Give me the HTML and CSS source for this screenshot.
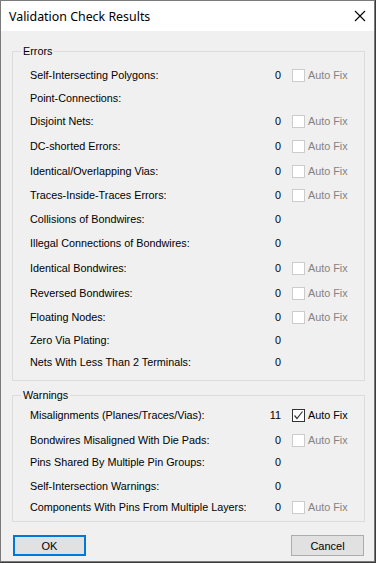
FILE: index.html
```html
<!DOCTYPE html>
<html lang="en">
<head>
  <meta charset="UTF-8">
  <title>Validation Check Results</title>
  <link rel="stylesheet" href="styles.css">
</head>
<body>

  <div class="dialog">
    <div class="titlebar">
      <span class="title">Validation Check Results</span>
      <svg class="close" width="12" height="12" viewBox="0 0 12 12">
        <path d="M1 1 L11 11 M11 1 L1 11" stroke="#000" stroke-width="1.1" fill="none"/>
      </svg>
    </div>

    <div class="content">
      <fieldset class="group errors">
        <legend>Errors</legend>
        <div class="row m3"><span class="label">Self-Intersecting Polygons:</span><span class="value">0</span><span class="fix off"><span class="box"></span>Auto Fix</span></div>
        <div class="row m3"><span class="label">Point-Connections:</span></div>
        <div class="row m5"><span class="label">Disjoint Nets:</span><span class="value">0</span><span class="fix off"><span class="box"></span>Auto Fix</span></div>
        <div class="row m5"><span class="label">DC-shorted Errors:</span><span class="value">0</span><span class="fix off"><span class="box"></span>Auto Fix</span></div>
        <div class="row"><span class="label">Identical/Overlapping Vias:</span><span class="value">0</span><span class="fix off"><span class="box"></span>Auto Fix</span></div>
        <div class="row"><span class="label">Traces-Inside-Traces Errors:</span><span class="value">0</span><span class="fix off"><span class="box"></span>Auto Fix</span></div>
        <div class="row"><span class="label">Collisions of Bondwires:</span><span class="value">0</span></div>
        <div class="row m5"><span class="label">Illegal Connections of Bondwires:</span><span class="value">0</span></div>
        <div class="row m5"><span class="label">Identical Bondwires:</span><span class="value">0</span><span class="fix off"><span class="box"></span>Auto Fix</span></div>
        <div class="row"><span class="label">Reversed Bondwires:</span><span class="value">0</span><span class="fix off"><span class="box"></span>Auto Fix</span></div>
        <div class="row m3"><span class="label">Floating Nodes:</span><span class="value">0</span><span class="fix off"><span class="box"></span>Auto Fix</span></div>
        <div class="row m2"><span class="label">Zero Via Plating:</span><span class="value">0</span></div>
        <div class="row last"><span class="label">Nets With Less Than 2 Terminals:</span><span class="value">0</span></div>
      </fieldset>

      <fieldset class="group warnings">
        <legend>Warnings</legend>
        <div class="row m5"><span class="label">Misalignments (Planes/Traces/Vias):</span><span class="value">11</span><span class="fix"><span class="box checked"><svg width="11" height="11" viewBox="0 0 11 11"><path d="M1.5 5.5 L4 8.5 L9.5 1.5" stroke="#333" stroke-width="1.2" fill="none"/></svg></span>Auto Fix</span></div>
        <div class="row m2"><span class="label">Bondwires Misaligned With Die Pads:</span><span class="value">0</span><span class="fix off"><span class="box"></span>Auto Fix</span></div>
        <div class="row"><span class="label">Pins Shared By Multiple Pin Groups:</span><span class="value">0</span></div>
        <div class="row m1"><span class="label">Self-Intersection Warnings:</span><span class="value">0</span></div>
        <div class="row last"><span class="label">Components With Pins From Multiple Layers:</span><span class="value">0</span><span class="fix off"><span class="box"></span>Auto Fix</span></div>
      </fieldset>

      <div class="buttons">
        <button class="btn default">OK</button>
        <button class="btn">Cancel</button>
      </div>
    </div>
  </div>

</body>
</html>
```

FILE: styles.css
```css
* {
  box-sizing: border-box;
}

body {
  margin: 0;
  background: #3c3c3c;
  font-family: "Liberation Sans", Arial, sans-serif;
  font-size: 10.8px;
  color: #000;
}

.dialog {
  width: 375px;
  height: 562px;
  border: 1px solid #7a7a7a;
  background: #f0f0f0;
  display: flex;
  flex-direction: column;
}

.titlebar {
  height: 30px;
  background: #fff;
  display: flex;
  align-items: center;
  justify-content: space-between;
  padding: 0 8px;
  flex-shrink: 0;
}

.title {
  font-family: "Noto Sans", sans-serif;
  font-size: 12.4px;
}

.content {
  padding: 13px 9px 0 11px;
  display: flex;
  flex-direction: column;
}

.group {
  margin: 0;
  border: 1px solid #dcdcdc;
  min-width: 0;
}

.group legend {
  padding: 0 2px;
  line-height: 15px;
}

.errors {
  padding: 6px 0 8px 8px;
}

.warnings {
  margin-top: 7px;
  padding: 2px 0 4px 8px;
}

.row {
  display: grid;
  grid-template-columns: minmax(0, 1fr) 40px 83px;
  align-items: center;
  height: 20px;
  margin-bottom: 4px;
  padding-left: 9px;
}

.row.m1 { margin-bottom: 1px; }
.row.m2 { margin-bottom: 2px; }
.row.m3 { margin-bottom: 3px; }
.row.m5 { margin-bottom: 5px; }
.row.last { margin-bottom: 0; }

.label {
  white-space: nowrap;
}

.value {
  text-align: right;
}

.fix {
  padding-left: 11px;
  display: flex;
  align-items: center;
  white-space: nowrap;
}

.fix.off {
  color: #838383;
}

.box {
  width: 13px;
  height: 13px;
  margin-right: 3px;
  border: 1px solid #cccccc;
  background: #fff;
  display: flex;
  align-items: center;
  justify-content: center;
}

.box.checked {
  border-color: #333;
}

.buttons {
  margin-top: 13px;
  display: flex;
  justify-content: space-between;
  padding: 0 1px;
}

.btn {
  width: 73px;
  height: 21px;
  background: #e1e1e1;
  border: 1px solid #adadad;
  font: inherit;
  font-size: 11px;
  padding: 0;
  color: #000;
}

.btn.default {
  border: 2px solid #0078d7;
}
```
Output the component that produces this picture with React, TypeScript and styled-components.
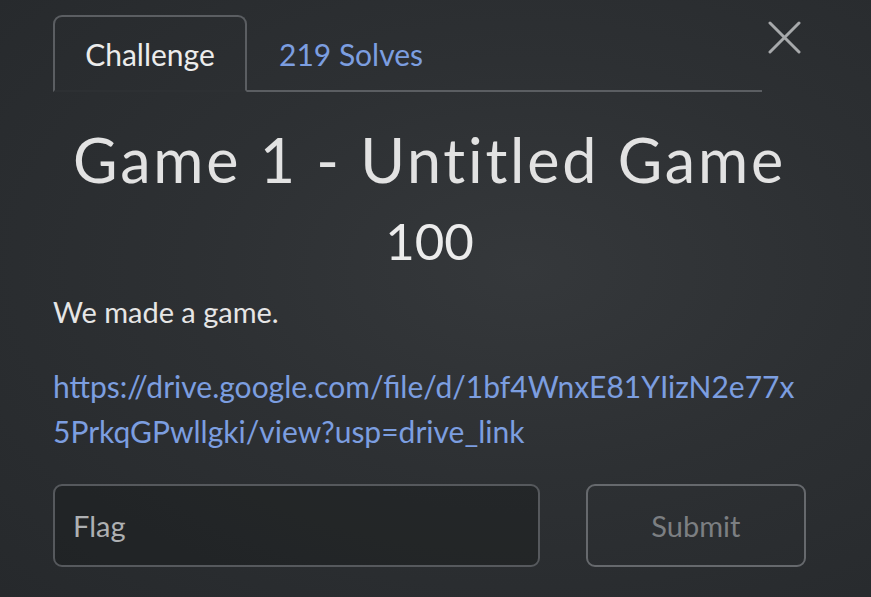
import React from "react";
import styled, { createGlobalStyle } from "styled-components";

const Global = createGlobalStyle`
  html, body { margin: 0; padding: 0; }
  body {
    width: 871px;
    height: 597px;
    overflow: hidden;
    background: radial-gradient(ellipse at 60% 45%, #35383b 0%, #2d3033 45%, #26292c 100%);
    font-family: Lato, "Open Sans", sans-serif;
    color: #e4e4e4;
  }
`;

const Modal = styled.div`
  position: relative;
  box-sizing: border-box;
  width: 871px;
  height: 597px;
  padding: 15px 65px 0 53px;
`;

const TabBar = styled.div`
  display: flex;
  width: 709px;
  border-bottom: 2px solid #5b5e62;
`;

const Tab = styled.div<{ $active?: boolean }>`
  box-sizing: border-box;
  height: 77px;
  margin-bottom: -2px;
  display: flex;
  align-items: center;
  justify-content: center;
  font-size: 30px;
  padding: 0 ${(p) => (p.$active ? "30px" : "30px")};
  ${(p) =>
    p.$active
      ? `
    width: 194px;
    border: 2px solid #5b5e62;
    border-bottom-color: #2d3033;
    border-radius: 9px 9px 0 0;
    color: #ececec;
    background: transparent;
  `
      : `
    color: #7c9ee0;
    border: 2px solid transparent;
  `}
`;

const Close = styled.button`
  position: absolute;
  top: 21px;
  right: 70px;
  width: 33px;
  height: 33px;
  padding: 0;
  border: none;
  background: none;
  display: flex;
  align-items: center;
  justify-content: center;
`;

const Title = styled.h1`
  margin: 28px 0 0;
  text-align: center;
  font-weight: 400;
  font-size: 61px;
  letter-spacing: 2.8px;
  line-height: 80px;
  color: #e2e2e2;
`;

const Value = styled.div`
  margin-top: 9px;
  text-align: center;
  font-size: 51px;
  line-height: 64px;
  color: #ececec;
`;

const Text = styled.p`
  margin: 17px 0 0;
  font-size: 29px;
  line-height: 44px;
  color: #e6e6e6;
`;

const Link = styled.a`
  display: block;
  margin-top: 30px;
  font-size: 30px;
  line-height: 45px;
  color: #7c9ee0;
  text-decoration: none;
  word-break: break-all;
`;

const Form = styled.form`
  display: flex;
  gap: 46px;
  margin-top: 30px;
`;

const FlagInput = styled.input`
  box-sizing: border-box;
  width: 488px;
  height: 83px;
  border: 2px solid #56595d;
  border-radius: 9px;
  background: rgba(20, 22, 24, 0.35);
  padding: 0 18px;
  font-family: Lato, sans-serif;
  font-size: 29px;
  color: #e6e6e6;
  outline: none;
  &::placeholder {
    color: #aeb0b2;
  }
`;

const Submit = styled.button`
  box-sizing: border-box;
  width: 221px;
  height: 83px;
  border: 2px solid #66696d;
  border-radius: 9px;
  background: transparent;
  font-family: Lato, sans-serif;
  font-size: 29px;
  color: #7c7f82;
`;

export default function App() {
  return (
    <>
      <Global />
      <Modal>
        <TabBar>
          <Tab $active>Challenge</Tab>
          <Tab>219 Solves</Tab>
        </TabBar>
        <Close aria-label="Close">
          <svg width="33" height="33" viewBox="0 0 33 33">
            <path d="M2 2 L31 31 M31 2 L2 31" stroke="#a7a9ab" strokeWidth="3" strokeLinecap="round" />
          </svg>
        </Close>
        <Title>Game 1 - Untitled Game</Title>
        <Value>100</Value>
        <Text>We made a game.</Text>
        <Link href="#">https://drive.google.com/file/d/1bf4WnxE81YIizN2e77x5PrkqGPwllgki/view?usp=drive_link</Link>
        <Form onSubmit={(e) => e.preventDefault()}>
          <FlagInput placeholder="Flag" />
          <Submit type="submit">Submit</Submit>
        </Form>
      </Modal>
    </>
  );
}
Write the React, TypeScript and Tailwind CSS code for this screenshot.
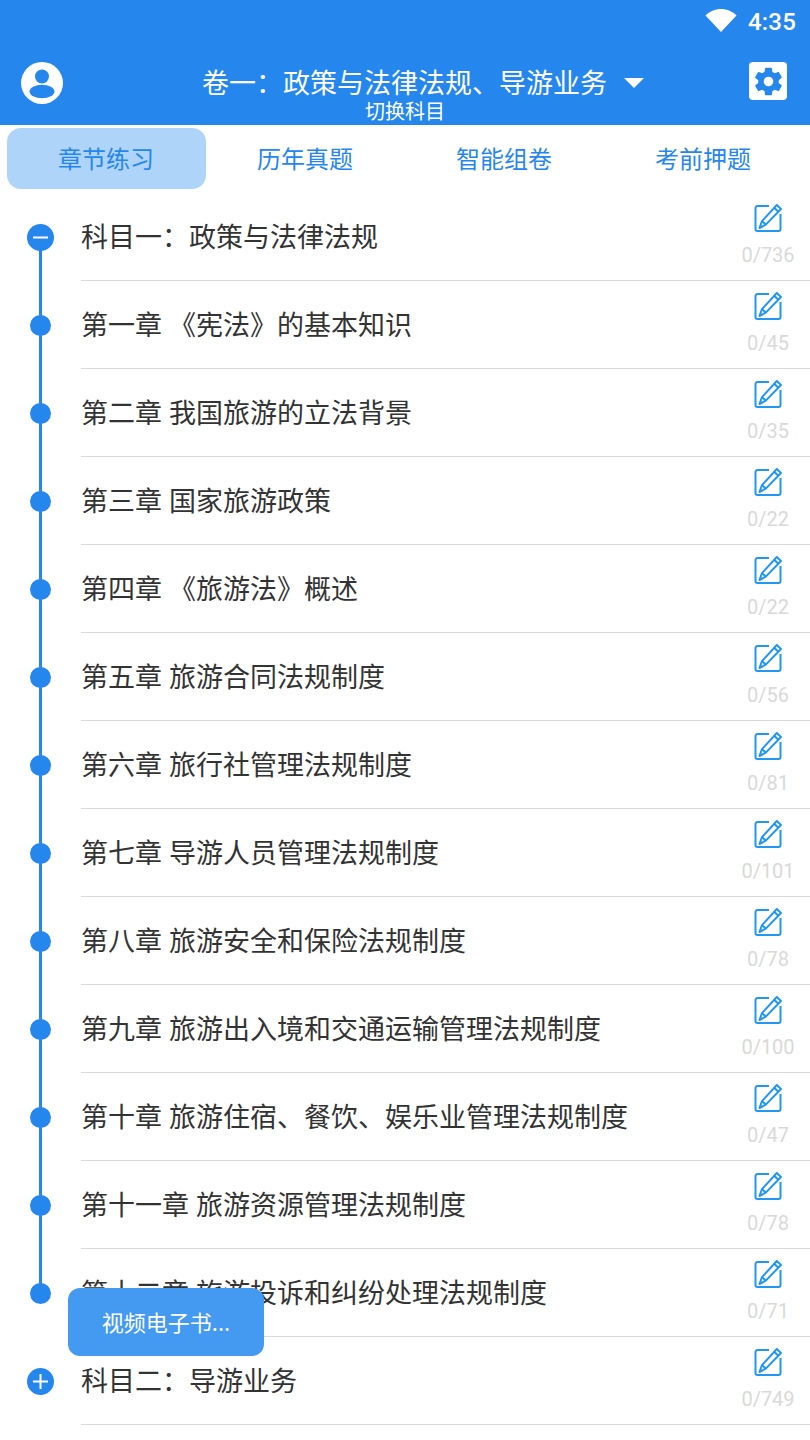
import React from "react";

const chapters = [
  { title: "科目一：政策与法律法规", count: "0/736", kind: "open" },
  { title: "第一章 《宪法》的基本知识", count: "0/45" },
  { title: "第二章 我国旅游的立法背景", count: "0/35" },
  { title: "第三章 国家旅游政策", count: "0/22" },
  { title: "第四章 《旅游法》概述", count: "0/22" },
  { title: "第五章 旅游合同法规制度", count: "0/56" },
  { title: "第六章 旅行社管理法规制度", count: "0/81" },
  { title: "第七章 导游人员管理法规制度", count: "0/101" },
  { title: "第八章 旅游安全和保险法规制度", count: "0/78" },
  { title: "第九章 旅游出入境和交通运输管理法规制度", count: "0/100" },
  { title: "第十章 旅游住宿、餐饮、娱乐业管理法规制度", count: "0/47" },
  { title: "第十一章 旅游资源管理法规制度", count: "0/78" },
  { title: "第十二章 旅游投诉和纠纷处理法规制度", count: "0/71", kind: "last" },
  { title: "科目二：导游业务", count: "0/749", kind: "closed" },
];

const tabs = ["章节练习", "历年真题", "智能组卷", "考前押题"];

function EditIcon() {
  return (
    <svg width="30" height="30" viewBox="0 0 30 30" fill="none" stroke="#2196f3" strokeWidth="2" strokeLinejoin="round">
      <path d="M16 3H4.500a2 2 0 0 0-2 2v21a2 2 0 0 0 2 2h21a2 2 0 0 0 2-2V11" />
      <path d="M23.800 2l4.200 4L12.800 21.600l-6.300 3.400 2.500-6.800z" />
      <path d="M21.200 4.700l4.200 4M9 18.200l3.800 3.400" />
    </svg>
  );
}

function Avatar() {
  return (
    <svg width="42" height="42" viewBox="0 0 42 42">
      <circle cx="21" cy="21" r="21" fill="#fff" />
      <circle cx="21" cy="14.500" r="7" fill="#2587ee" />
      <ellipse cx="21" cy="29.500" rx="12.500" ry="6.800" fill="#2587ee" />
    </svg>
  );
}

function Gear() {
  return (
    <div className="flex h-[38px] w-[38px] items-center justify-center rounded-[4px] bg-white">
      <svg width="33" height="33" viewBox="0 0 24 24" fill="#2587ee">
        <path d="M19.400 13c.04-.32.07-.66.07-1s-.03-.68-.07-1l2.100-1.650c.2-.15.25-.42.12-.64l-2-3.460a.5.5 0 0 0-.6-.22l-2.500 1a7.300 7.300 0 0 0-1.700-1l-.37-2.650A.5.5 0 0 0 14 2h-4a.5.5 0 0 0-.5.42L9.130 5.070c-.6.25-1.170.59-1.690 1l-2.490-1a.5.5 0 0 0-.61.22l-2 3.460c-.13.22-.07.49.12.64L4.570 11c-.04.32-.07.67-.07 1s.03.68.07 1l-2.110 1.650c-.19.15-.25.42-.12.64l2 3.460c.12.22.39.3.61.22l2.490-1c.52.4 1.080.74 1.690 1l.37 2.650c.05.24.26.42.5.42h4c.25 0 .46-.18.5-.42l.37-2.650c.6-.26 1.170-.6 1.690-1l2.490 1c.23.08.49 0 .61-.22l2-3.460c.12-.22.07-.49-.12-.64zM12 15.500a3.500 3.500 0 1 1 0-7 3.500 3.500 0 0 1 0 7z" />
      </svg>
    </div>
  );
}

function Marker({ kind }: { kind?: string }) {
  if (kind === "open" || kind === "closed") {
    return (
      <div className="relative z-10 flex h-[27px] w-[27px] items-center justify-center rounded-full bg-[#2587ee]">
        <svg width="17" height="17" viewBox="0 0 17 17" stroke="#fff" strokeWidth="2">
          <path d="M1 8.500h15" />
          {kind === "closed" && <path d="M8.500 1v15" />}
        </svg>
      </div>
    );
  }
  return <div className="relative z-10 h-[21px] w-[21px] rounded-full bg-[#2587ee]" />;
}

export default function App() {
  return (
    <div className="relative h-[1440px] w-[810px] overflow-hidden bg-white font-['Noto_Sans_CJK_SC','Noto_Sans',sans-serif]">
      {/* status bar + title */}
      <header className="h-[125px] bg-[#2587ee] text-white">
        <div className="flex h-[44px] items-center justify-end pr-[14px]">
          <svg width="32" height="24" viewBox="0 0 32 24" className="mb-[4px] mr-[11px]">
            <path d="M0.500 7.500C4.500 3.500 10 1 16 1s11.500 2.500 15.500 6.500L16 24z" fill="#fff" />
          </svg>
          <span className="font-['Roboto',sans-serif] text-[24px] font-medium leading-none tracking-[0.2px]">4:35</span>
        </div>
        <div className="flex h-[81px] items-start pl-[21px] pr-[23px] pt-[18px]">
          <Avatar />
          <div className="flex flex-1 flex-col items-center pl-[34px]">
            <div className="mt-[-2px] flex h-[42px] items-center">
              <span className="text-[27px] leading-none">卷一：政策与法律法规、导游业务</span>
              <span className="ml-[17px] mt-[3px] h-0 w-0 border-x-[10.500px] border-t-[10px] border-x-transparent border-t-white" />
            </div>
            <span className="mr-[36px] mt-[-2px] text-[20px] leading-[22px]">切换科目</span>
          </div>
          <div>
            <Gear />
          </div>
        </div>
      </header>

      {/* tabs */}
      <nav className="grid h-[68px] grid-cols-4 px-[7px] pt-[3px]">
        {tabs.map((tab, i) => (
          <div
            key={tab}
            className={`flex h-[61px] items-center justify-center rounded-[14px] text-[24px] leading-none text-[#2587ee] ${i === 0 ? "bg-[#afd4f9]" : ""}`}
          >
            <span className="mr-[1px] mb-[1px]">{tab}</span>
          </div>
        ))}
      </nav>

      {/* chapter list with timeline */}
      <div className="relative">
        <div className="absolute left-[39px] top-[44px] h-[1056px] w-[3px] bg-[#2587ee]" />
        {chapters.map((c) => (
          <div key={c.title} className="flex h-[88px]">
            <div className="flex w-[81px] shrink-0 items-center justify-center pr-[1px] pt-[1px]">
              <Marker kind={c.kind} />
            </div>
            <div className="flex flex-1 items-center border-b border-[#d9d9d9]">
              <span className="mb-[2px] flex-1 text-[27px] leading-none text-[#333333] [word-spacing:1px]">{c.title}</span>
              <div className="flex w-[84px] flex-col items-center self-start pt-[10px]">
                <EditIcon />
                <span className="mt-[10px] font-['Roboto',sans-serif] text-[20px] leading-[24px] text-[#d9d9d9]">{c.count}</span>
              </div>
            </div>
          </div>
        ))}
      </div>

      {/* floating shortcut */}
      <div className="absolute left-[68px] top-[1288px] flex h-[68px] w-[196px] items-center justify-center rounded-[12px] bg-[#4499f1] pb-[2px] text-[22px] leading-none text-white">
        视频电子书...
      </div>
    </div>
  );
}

• [Instruction]: Copy out each line of the material that holds the word "this".

• [Response to the task]:
Give me the HTML and CSS source for this screenshot.
Output the component that produces this picture with React, TypeScript and styled-components.
Write the React, TypeScript and Tailwind CSS code for this screenshot.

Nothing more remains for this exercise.